Given request = Only the lines from the start of the data below through the line that contains "const run = (text: string, measure: number)" are to be copied, exactly and without pictures.

►

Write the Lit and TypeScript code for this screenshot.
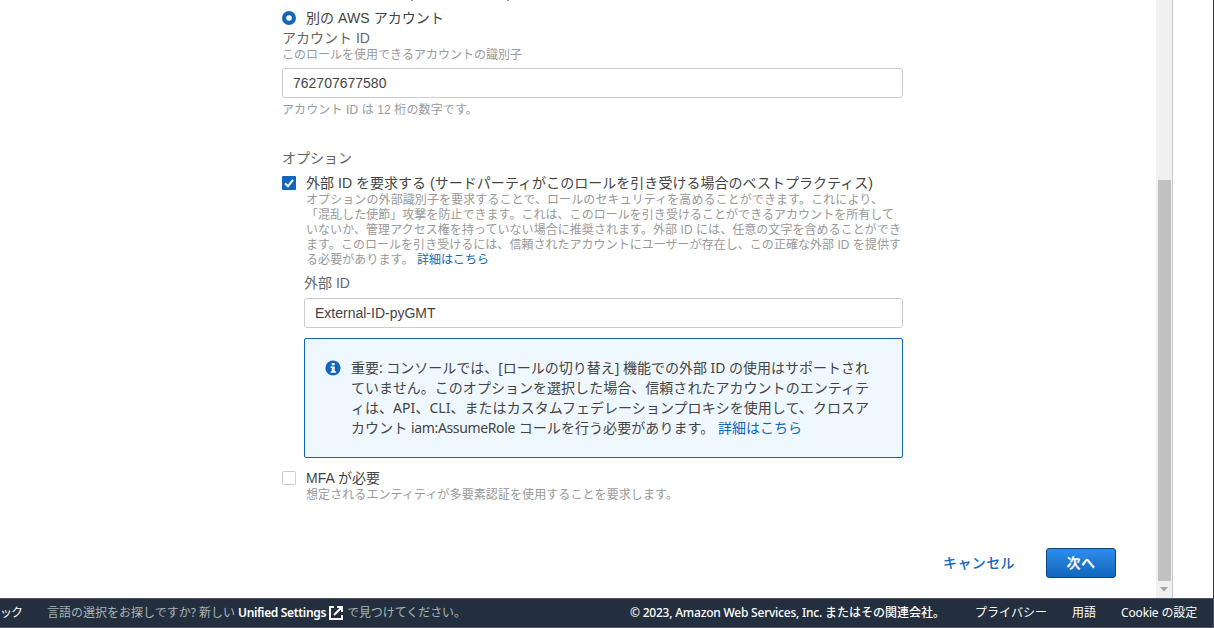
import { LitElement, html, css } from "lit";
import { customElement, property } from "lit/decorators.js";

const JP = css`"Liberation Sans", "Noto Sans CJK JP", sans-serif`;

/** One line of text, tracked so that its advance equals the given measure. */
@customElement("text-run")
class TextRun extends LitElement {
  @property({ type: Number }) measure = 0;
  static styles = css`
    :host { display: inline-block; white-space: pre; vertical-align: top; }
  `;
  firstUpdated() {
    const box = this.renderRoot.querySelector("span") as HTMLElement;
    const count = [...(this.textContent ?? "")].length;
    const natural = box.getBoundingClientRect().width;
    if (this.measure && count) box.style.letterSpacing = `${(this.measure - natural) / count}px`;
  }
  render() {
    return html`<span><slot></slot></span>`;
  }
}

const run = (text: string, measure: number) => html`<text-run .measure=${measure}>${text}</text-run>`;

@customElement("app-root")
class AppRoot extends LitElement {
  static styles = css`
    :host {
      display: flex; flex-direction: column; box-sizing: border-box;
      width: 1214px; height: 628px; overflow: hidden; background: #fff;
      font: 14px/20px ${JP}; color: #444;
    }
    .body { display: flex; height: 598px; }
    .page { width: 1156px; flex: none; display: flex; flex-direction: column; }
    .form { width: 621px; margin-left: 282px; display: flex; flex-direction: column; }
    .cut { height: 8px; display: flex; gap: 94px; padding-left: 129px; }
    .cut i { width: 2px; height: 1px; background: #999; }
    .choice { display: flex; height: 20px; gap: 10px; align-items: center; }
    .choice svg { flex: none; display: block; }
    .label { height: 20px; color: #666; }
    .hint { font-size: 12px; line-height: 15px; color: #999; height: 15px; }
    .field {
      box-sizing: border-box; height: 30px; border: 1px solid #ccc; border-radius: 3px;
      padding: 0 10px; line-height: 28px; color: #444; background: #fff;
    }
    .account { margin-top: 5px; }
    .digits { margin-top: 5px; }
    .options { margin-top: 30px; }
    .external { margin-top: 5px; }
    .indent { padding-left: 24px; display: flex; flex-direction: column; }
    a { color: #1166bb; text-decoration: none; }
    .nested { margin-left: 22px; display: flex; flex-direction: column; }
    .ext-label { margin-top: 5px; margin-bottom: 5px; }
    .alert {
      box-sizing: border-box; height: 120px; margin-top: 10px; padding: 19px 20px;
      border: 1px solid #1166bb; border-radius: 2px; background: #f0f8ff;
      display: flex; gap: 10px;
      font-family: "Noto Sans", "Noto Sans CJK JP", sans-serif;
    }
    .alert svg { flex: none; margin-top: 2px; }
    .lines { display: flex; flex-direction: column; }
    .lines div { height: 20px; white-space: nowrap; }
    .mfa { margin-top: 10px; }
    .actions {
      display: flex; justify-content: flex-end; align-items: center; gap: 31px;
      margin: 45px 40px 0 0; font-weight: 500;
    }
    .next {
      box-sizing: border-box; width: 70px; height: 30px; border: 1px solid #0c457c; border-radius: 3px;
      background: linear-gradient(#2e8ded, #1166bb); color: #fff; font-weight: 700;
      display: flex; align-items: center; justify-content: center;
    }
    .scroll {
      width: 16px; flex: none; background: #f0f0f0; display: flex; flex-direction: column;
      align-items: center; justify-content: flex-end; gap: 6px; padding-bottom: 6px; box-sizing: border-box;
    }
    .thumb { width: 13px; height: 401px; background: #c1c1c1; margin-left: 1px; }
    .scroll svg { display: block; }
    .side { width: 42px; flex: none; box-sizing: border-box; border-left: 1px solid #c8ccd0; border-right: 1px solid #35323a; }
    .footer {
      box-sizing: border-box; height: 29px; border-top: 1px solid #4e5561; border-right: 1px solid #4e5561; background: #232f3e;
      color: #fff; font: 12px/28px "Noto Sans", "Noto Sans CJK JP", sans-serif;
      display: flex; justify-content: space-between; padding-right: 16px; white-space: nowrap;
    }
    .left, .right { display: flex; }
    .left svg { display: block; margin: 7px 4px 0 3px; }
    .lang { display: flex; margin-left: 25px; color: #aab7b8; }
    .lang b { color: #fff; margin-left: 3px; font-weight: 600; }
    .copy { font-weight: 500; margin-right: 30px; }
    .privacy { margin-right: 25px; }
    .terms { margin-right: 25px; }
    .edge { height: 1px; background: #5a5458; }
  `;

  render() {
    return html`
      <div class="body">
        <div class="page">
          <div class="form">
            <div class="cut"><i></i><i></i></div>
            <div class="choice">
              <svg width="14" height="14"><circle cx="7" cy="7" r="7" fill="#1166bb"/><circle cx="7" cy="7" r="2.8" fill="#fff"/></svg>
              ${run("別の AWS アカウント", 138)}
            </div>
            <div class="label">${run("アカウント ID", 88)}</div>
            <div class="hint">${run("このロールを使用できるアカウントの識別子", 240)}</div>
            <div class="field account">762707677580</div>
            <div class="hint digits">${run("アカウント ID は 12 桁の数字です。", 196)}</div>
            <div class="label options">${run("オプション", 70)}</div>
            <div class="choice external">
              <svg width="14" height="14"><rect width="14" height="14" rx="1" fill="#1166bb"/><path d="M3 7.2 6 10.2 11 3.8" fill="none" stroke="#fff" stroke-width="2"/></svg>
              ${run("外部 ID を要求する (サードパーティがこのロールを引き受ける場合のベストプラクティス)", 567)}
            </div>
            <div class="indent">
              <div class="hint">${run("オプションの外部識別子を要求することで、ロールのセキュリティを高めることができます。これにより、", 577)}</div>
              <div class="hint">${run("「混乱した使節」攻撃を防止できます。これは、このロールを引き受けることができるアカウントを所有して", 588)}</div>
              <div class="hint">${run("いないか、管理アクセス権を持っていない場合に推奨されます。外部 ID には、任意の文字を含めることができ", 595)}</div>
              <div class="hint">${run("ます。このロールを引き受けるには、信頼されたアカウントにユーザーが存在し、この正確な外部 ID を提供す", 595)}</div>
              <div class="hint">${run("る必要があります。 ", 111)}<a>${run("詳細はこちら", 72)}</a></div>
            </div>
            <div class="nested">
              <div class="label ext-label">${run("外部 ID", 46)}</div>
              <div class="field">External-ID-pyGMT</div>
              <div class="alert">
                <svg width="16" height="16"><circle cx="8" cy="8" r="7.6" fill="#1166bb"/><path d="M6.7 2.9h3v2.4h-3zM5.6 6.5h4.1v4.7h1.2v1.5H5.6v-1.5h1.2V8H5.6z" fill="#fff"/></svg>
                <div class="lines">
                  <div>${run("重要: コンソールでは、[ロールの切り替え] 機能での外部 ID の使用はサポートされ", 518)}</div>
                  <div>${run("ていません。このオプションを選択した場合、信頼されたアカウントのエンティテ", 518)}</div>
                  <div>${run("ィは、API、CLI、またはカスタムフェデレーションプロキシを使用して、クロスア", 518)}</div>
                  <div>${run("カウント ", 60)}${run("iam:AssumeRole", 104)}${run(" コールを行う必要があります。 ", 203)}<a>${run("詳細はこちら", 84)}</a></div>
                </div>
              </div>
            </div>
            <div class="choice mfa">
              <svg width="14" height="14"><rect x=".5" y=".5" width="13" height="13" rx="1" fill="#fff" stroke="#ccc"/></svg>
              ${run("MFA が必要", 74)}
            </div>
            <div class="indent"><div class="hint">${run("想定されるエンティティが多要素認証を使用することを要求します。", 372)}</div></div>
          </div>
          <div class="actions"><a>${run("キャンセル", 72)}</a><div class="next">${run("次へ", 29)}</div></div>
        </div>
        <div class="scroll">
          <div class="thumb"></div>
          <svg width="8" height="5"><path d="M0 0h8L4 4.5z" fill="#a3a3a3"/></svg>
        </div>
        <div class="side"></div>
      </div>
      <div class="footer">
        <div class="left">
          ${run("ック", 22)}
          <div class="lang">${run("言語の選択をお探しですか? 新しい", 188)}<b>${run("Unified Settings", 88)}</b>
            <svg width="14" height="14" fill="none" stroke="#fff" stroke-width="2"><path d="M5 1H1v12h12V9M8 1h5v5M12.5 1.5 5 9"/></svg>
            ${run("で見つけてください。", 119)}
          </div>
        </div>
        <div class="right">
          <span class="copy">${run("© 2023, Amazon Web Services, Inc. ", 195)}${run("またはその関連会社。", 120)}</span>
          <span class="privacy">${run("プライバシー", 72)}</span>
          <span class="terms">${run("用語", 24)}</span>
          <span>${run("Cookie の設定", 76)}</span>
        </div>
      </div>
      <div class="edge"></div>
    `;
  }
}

◄

Solution to the exercise =
Write the Lit and TypeScript code for this screenshot.
import { LitElement, html, css } from "lit";
import { customElement, property } from "lit/decorators.js";

const JP = css`"Liberation Sans", "Noto Sans CJK JP", sans-serif`;

/** One line of text, tracked so that its advance equals the given measure. */
@customElement("text-run")
class TextRun extends LitElement {
  @property({ type: Number }) measure = 0;
  static styles = css`
    :host { display: inline-block; white-space: pre; vertical-align: top; }
  `;
  firstUpdated() {
    const box = this.renderRoot.querySelector("span") as HTMLElement;
    const count = [...(this.textContent ?? "")].length;
    const natural = box.getBoundingClientRect().width;
    if (this.measure && count) box.style.letterSpacing = `${(this.measure - natural) / count}px`;
  }
  render() {
    return html`<span><slot></slot></span>`;
  }
}

const run = (text: string, measure: number) => html`<text-run .measure=${measure}>${text}</text-run>`;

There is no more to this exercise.